Choosing Shrubs and Shade Loving Annuals
Planting flowering shrubs that thrive in the shade adds yet another dimension to your shade garden. Azaleas, rhododendrons, and mountain laurel look beautiful all year round because they are evergreens.
Pay attention to the shape of the shrub. Adding clipped boxwood next to a looser plant looks very nice and has more of a country cottage effect. Stick to clipped boxwood and other shrubs that look best when trimmed to create your English garden look.
In order to add a pop of color to your shade garden, add shade loving annuals such as impatiens, coleus and browallia. They come in a variety of colors.
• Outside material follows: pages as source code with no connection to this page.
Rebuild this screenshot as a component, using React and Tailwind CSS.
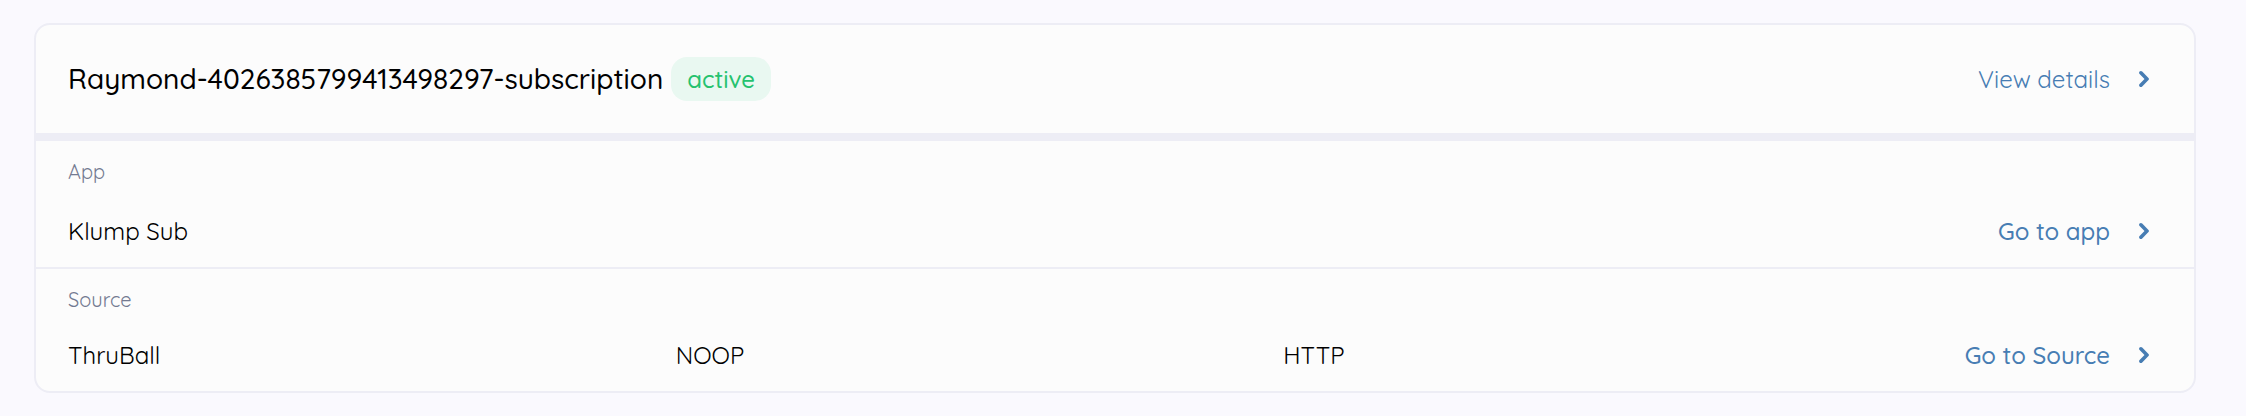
function Chevron() {
  return (
    <svg viewBox="0 0 10 16" className="h-4 w-[10px] shrink-0" fill="currentColor" aria-hidden="true">
      <path d="M.6.6C1.3-.1 2.500-.1 3.200.6L9.500 7C10.100 7.600 10.100 8.400 9.500 9L3.200 15.400C2.500 16.100 1.300 16.100.6 15.400C-.1 14.700-.1 13.700.6 13L5.500 8L.6 3C-.1 2.300-.1 1.300.6.6Z" />
    </svg>
  );
}

function ActionLink({ href, children, className = "font-medium" }) {
  return (
    <a href={href} className={`flex items-center justify-end gap-[29px] whitespace-nowrap pr-[13px] text-[#477db3] ${className}`}>
      {children}
      <Chevron />
    </a>
  );
}

export default function App() {
  return (
    <main className="min-h-screen bg-[#faf9fe] pt-[23px] pr-[50px] pb-[23px] pl-[34px] font-['Quicksand','Lato',sans-serif] text-2xl/8 text-black">
      <article className="overflow-hidden rounded-2xl border-2 border-[#ededf5] bg-[#fcfcfc]">
        <header className="flex items-center justify-between border-b-8 border-[#ededf5] px-8 py-8">
          <div className="flex items-center gap-2">
            <h1 className="text-[28px]/[44px] font-medium">Raymond-4026385799413498297-subscription</h1>
            <span className="rounded-2xl bg-[#e9f8f1] px-4 py-[6px] font-medium text-[#25c26e]">active</span>
          </div>
          <ActionLink href="#details" className="font-normal">View details</ActionLink>
        </header>
        <section className="border-b-2 border-[#ededf5] px-8 pt-[17px] pb-5">
          <h2 className="text-xl/7 font-normal text-[#737a91]">App</h2>
          <div className="mt-[29px] flex items-center justify-between">
            <p>Klump Sub</p>
            <ActionLink href="#app">Go to app</ActionLink>
          </div>
        </section>
        <section className="px-8 pt-[17px] pb-5">
          <h2 className="text-xl/7 font-normal text-[#737a91]">Source</h2>
          <div className="mt-[25px] grid grid-cols-[1fr_1fr_1fr_271px] items-center">
            <p>ThruBall</p>
            <p>NOOP</p>
            <p>HTTP</p>
            <ActionLink href="#source">Go to Source</ActionLink>
          </div>
        </section>
      </article>
    </main>
  );
}
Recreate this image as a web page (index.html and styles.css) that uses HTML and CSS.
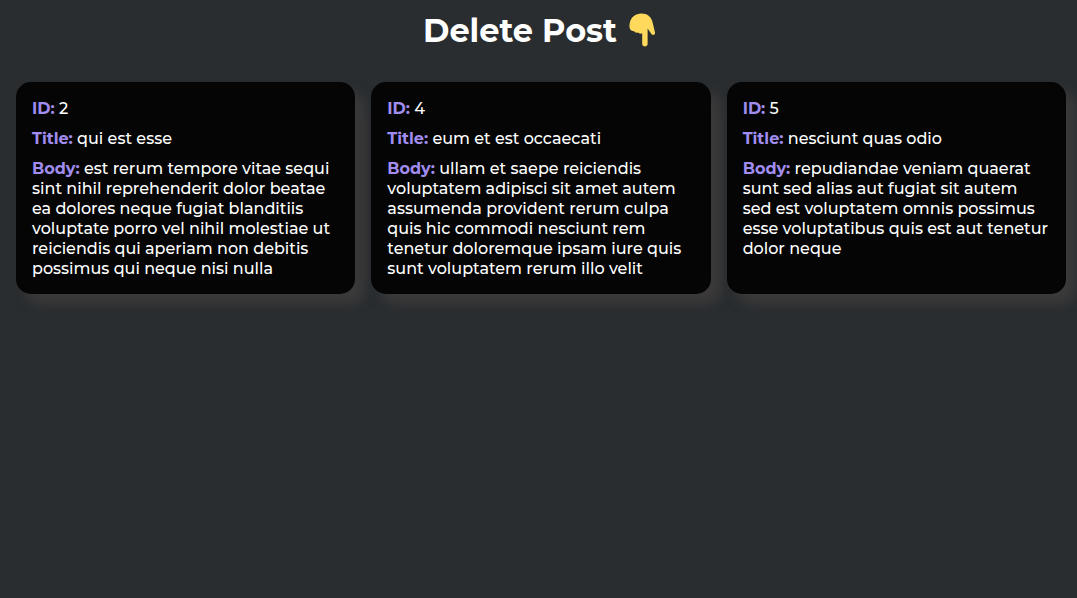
FILE: index.html
```html
<!DOCTYPE html>
<html lang="en">
<head>
    <meta charset="UTF-8">
    <meta name="viewport" content="width=device-width, initial-scale=1.0">
    <title>Delete Post</title>
    <link rel="stylesheet" href="styles.css">
</head>
<body>
    <h1 class="heading">
        <span class="heading-text">Delete Post</span>
        <svg class="hand" viewBox="0 0 28 34" aria-hidden="true">
            <path d="M0.6 11C1.5 4 6.5 0.5 12.5 0.5C18.5 0.5 22 3.5 23.5 9L26 19.5C26.4 22 23.6 22.8 22.4 21L18.6 15.5V31C18.6 34.2 13.2 34.2 13.2 31V20.3C11.5 21 10 20.7 9.1 19.5C7.3 20.2 5.7 19.5 5 18.1C1.7 18.4 -0.2 16 0.6 11Z"/>
        </svg>
    </h1>

    <div class="posts">
        <div class="post">
            <p><span class="label">ID:</span> 2</p>
            <p><span class="label">Title:</span> qui est esse</p>
            <p><span class="label">Body:</span> est rerum tempore vitae sequi sint nihil reprehenderit dolor beatae ea dolores neque fugiat blanditiis voluptate porro vel nihil molestiae ut reiciendis qui aperiam non debitis possimus qui neque nisi nulla</p>
        </div>
        <div class="post">
            <p><span class="label">ID:</span> 4</p>
            <p><span class="label">Title:</span> eum et est occaecati</p>
            <p><span class="label">Body:</span> ullam et saepe reiciendis voluptatem adipisci sit amet autem assumenda provident rerum culpa quis hic commodi nesciunt rem tenetur doloremque ipsam iure quis sunt voluptatem rerum illo velit</p>
        </div>
        <div class="post">
            <p><span class="label">ID:</span> 5</p>
            <p><span class="label">Title:</span> nesciunt quas odio</p>
            <p><span class="label">Body:</span> repudiandae veniam quaerat sunt sed alias aut fugiat sit autem sed est voluptatem omnis possimus esse voluptatibus quis est aut tenetur dolor neque</p>
        </div>
    </div>
</body>
</html>
```

FILE: styles.css
```css
* {
    margin: 0;
    padding: 0;
    box-sizing: border-box;
}

body {
    min-height: 100vh;
    background-color: #292d30;
    color: white;
    font-family: Montserrat, Inter, sans-serif;
    font-size: 16px;
    font-weight: 500;
    line-height: 20px;
    overflow: hidden;
}

.heading {
    display: flex;
    justify-content: center;
    align-items: center;
    gap: 12px;
    height: 60px;
    margin-bottom: 22px;
    padding-left: 3px;
    font-size: 32px;
    line-height: 40px;
    font-weight: 700;
}

.heading-text {
    padding-top: 2px;
}

.hand {
    width: 28px;
    height: 34px;
    fill: #ffd95c;
}

.posts {
    display: grid;
    grid-template-columns: repeat(3, 1fr);
    gap: 16px;
    padding: 0 11px 0 16px;
}

.post {
    display: flex;
    flex-direction: column;
    gap: 10px;
    padding: 17px 16px 15px;
    background-color: #050505;
    border-radius: 15px;
    box-shadow: 10px 10px 12px #3c3a3a;
}

.label {
    color: #a18df0;
    font-weight: 700;
}
```
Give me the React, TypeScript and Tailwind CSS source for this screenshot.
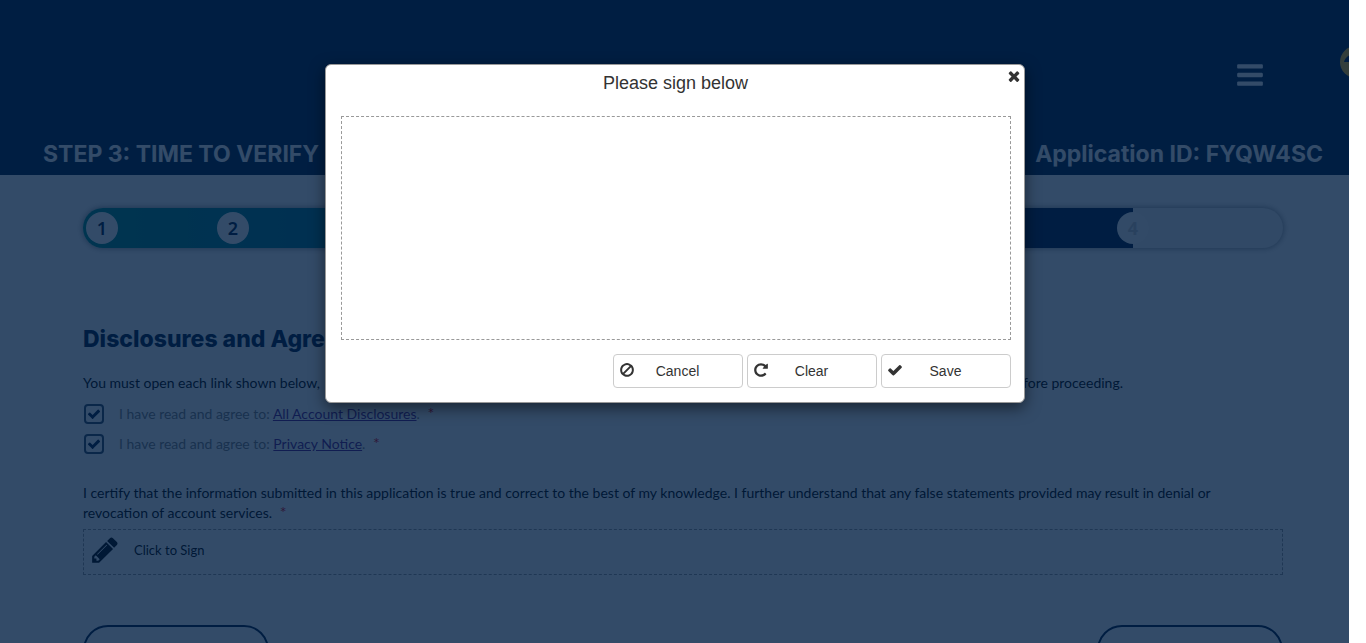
import type { ReactNode } from "react";

const ICONS = {
  times:
    "M1490 1322q0 40-28 68l-136 136q-28 28-68 28t-68-28l-294-294-294 294q-28 28-68 28t-68-28l-136-136q-28-28-28-68t28-68l294-294-294-294q-28-28-28-68t28-68l136-136q28-28 68-28t68 28l294 294 294-294q28-28 68-28t68 28l136 136q28 28 28 68t-28 68l-294 294 294 294q28 28 28 68z",
  check:
    "M1671 566q0 40-28 68l-724 724-136 136q-28 28-68 28t-68-28l-136-136-362-362q-28-28-28-68t28-68l136-136q28-28 68-28t68 28l294 295 656-657q28-28 68-28t68 28l136 136q28 28 28 68z",
  ban: "M1440 893q0-161-87-295l-754 753q137 89 297 89 111 0 211.5-43.5t173.5-116.5 116-174.5 43-212.5zm-999 299l755-754q-135-91-300-91-148 0-273 73t-198 199-73 274q0 162 89 299zm1223-299q0 157-61 300t-163.5 246-245 164-298.5 61-298.5-61-245-164-163.5-246-61-300 61-299.5 163.5-245.5 245-164 298.5-61 298.5 61 245 164 163.5 245.5 61 299.5z",
  repeat:
    "M1664 256v448q0 26-19 45t-45 19h-448q-42 0-59-40-17-39 14-69l138-138q-148-137-349-137-104 0-198.5 40.5t-163.5 109.5-109.5 163.5-40.5 198.5 40.5 198.5 109.5 163.5 163.5 109.5 198.5 40.5q119 0 225-52t179-147q7-10 23-12 15 0 25 9l137 138q9 8 9.5 20.5t-7.5 22.5q-109 132-264 204.5t-327 72.5q-156 0-298-61t-245-164-164-245-61-298 61-298 164-245 245-164 298-61q147 0 284.5 55.5t244.5 156.5l130-129q29-31 70-14 39 17 39 59z",
  bars: "M1664 1344v128q0 26-19 45t-45 19h-1408q-26 0-45-19t-19-45v-128q0-26 19-45t45-19h1408q26 0 45 19t19 45zm0-512v128q0 26-19 45t-45 19h-1408q-26 0-45-19t-19-45v-128q0-26 19-45t45-19h1408q26 0 45 19t19 45zm0-512v128q0 26-19 45t-45 19h-1408q-26 0-45-19t-19-45v-128q0-26 19-45t45-19h1408q26 0 45 19t19 45z",
  pencil:
    "M491 1536l91-91-235-235-91 91v107h128v128h107zm523-928q0-22-22-22-10 0-17 7l-542 542q-7 7-7 17 0 22 22 22 10 0 17-7l542-542q7-7 7-17zm-54-192l416 416-832 832h-416v-416zm683 96q0 53-37 90l-166 166-416-416 166-165q36-38 90-38 53 0 91 38l235 234q37 39 37 91z",
};

function Icon({ name, className }: { name: keyof typeof ICONS; className: string }) {
  return (
    <svg viewBox="0 0 1792 1792" fill="currentColor" aria-hidden="true" className={className}>
      <path d={ICONS[name]} />
    </svg>
  );
}

function Step({ children }: { children: ReactNode }) {
  return (
    <span className="flex size-8 shrink-0 items-center justify-center rounded-full bg-white font-['Noto_Sans',sans-serif] text-lg leading-8 font-semibold text-[#001d41]">
      {children}
    </span>
  );
}

function Required() {
  return <span className="ml-1 text-base leading-none text-red-600">*</span>;
}

function Agreement({ id, link }: { id: string; link: string }) {
  return (
    <div className="flex h-[30px] items-center gap-[15px] pl-px">
      <span className="relative flex size-5">
        <input
          id={id}
          type="checkbox"
          defaultChecked
          className="size-5 appearance-none rounded border-2 border-[#334a67]"
        />
        <Icon name="check" className="pointer-events-none absolute top-[3px] left-[3px] size-[14px] text-[#001d41]" />
      </span>
      <label htmlFor={id} className="leading-5 text-[#7f7f7f]">
        I have read and agree to:{" "}
        <a href="#" className="text-[#551a8b] underline">
          {link}
        </a>
        . <Required />
      </label>
    </div>
  );
}

function DialogButton({ icon, children }: { icon: keyof typeof ICONS; children: ReactNode }) {
  return (
    <button
      type="button"
      className="relative h-[34px] w-[130px] rounded border border-[#ccc] bg-white text-sm text-[#333]"
    >
      <Icon name={icon} className="absolute top-[7px] left-[5px] size-4" />
      {children}
    </button>
  );
}

export default function App() {
  return (
    <div className="flex h-screen overflow-hidden bg-white">
      <div className="relative flex-1 overflow-hidden font-['Lato',sans-serif] text-sm text-black">
        <header className="relative flex h-[175px] flex-col justify-between overflow-hidden bg-[#001e42] pr-[26px] pb-[7px] pl-[43px] font-['Inter',sans-serif] text-white">
          <div className="flex justify-end pt-[60px] pr-[58px]">
            <button type="button" aria-label="Menu">
              <Icon name="bars" className="size-[30px]" />
            </button>
          </div>
          <svg viewBox="0 0 32 32" aria-hidden="true" className="absolute top-[46px] -right-[23px] size-8">
            <circle cx="16" cy="16" r="16" fill="#ffbf20" />
            <path d="M4 16C5 11 10 8 16 8s11 3 12 8z" fill="#001d41" />
          </svg>
          <div className="flex justify-between text-[23px] leading-7 font-bold">
            <h1>STEP 3: TIME TO VERIFY</h1>
            <p>Application ID: FYQW4SC</p>
          </div>
        </header>

        <main className="pt-[33px] pr-[66px] pl-[83px]">
          <div className="flex h-10 overflow-hidden rounded-full bg-[#f2f2f2] shadow-[0_0_6px_rgba(0,0,0,0.5)]">
            <div className="flex w-[1050px] shrink-0 items-center bg-linear-to-r from-[#008f85] via-[#007090] via-30% to-[#001d41] to-75% pl-[3px]">
              <Step>1</Step>
              <span className="w-[99px]" />
              <Step>2</Step>
            </div>
            <div className="-ml-4 flex items-center">
              <span className="flex size-8 items-center justify-center rounded-full bg-[#f8f8f8] font-['Noto_Sans',sans-serif] text-lg leading-8 font-bold text-[#ccc]">
                4
              </span>
            </div>
          </div>

          <h2 className="mt-[77px] font-['Inter',sans-serif] text-[23px] leading-7 font-extrabold text-[#001d41]">
            Disclosures and Agreements
          </h2>
          <p className="mt-5 flex w-[1040px] max-w-full justify-between leading-5">
            <span>You must open each link shown below,</span>
            <span>before proceeding.</span>
          </p>
          <div className="mt-[6px]">
            <Agreement id="disclosures" link="All Account Disclosures" />
            <Agreement id="privacy" link="Privacy Notice" />
          </div>
          <p className="mt-6 pr-10 leading-5">
            I certify that the information submitted in this application is true and correct to the best of my
            knowledge. I further understand that any false statements provided may result in denial or revocation of
            account services. <Required />
          </p>
          <button
            type="button"
            className="mt-[6px] flex h-[46px] w-full items-center gap-[14px] border border-dashed border-[#999] pb-1 pl-[6px] text-[13px]"
          >
            <Icon name="pencil" className="size-[30px]" />
            <span>Click to Sign</span>
          </button>
          <div className="mt-[50px] flex justify-between text-[#001d41]">
            <button
              type="button"
              aria-label="Back"
              className="h-[50px] w-[186px] rounded-full border-2 border-[#001d41]"
            />
            <button
              type="button"
              aria-label="Submit"
              className="h-[50px] w-[186px] rounded-full border-2 border-[#001d41]"
            />
          </div>
        </main>

        <div className="absolute inset-0 flex items-start justify-center bg-[#001e42]/80 pt-16">
          <div
            role="dialog"
            aria-modal="true"
            aria-labelledby="sign-title"
            className="relative w-[700px] rounded-md border border-[#999] bg-white pt-[5px] pr-[13px] pb-[14px] pl-[15px] font-['Liberation_Sans',Arial,sans-serif] text-[#333] shadow-[0_5px_15px_rgba(0,0,0,0.5)]"
          >
            <h2 id="sign-title" className="text-center text-lg leading-[26px]">
              Please sign below
            </h2>
            <button type="button" aria-label="Close" className="absolute top-[3px] right-[2px]">
              <Icon name="times" className="size-4" />
            </button>
            <div className="mt-5 h-[224px] border border-dashed border-[#999]" />
            <div className="mt-[14px] flex justify-end gap-1">
              <DialogButton icon="ban">Cancel</DialogButton>
              <DialogButton icon="repeat">Clear</DialogButton>
              <DialogButton icon="check">Save</DialogButton>
            </div>
          </div>
        </div>
      </div>
      <div className="w-[17px] shrink-0 bg-white" />
    </div>
  );
}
Adding Height To Your Oasis
If your existing shaded area has many tall trees, you may want to plant a shade tolerant tree underneath the canopy. A weeping willowed – leaved pear is a beautiful addition to a shade garden. It is a slow grower and has silver leaves with a metallic sheen. A redwood Japanese maple is a dwarf variety of the maple and has soft green foliage in the spring turning to golden tinged leaves with a shade of pink in the summer and has a bright red bark in the winter.
Besides adding trees to the garden for height, consider archways or an arbor accenting a creeping flower or as an entrance to the garden. Create a stone wall with creeping perennials. Anything you can think of with height will work beautifully if you surround it with plants and creeping vines.
Create a Color Scheme
Some people are very monochromatic. They like hues of the same color. This works very well in a typical garden, however it may be a little bland for a shaded garden. You need a variety of colors and textures to create interest. However, by adding annuals in containers as borders around your pathway or by a patio with a bench, you can create a color scheme if you so desire. It could be cool colors, warm colors, monochromatic, or a variety of both. Whatever suits your fancy.
Shade Gardens Bring Mystique to Your Yard
If you would like to create a cool summer oasis in your backyard, follow the suggestions given to you in this post. I know it will become your go-to place at the end of a hard day at work or just a place of respite on a hot summer day.